= STORED DATA =
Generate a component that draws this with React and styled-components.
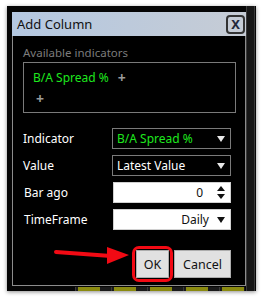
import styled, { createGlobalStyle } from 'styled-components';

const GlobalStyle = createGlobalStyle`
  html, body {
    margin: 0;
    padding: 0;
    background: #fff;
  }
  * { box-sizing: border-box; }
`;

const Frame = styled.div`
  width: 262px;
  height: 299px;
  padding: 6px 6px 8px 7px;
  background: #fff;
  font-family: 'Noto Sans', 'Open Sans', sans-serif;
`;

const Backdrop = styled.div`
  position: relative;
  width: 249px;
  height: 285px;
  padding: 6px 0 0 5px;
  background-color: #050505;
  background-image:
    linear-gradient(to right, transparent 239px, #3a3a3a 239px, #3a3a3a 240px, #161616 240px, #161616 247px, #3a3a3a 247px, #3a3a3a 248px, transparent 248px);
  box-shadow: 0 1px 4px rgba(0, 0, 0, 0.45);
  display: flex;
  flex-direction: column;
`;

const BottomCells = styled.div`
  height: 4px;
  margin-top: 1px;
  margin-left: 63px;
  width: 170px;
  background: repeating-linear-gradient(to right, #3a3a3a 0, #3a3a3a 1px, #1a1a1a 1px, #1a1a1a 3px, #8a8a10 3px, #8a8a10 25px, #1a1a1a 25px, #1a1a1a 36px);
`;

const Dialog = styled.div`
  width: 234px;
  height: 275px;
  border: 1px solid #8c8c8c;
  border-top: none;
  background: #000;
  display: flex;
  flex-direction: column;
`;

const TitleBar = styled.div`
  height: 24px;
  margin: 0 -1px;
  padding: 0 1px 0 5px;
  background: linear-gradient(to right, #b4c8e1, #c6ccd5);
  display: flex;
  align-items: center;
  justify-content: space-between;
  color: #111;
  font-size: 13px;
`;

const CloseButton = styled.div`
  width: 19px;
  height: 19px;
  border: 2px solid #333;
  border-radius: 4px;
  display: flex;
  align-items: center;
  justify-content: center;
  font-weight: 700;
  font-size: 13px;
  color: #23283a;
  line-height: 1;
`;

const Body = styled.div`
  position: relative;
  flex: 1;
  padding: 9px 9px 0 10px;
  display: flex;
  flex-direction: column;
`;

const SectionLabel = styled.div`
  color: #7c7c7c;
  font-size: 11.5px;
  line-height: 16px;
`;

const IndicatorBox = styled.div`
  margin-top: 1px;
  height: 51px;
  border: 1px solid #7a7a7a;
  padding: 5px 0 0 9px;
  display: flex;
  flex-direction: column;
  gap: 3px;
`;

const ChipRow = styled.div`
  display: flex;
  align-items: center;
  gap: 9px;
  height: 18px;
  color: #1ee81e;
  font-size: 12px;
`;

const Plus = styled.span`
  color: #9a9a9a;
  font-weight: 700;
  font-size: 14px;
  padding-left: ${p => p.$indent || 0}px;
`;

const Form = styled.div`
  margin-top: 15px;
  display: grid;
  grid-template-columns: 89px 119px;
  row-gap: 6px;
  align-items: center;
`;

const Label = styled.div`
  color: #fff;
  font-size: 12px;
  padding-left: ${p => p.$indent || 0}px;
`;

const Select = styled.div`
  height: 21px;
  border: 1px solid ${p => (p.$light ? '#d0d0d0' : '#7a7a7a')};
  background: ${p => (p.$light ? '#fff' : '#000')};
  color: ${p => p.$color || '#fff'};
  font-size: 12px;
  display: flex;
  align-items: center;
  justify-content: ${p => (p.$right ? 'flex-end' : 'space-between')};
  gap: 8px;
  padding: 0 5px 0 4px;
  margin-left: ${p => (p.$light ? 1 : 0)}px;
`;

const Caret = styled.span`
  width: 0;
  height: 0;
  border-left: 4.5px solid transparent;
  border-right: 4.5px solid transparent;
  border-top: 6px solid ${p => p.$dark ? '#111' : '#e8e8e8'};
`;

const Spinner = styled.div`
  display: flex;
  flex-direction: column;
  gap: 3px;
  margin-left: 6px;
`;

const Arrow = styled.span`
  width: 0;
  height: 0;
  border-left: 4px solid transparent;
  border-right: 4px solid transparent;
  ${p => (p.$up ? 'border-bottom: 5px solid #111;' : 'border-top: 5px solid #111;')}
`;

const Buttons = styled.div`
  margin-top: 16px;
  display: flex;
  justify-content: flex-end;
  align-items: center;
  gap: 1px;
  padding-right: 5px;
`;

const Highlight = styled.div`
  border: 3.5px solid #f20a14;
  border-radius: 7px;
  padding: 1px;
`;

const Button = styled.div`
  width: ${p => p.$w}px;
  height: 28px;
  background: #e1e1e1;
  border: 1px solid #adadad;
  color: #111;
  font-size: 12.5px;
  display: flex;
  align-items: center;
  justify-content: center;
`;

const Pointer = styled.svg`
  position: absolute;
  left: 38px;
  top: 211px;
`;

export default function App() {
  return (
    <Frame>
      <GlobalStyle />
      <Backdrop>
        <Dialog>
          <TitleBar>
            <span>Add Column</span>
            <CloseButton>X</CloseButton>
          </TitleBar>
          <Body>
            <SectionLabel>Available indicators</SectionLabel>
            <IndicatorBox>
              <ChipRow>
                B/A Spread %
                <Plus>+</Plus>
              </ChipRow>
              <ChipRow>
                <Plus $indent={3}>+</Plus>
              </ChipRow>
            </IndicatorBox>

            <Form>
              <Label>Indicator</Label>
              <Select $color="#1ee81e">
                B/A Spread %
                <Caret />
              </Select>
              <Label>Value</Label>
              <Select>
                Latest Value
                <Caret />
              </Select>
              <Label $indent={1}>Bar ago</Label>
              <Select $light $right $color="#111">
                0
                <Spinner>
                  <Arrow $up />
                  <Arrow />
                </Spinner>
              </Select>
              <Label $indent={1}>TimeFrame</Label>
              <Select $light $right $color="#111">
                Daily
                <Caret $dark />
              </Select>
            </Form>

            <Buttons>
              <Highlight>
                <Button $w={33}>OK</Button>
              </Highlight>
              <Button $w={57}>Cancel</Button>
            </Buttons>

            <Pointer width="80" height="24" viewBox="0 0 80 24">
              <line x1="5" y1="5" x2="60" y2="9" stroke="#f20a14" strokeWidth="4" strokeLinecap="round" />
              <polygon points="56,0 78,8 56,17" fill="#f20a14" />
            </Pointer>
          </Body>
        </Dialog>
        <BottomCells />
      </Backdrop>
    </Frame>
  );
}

= INSTRUCTION =
Copy out the lines in which the string "components" appears.

= FULL ANSWER =
Generate a component that draws this with React and styled-components.
import styled, { createGlobalStyle } from 'styled-components';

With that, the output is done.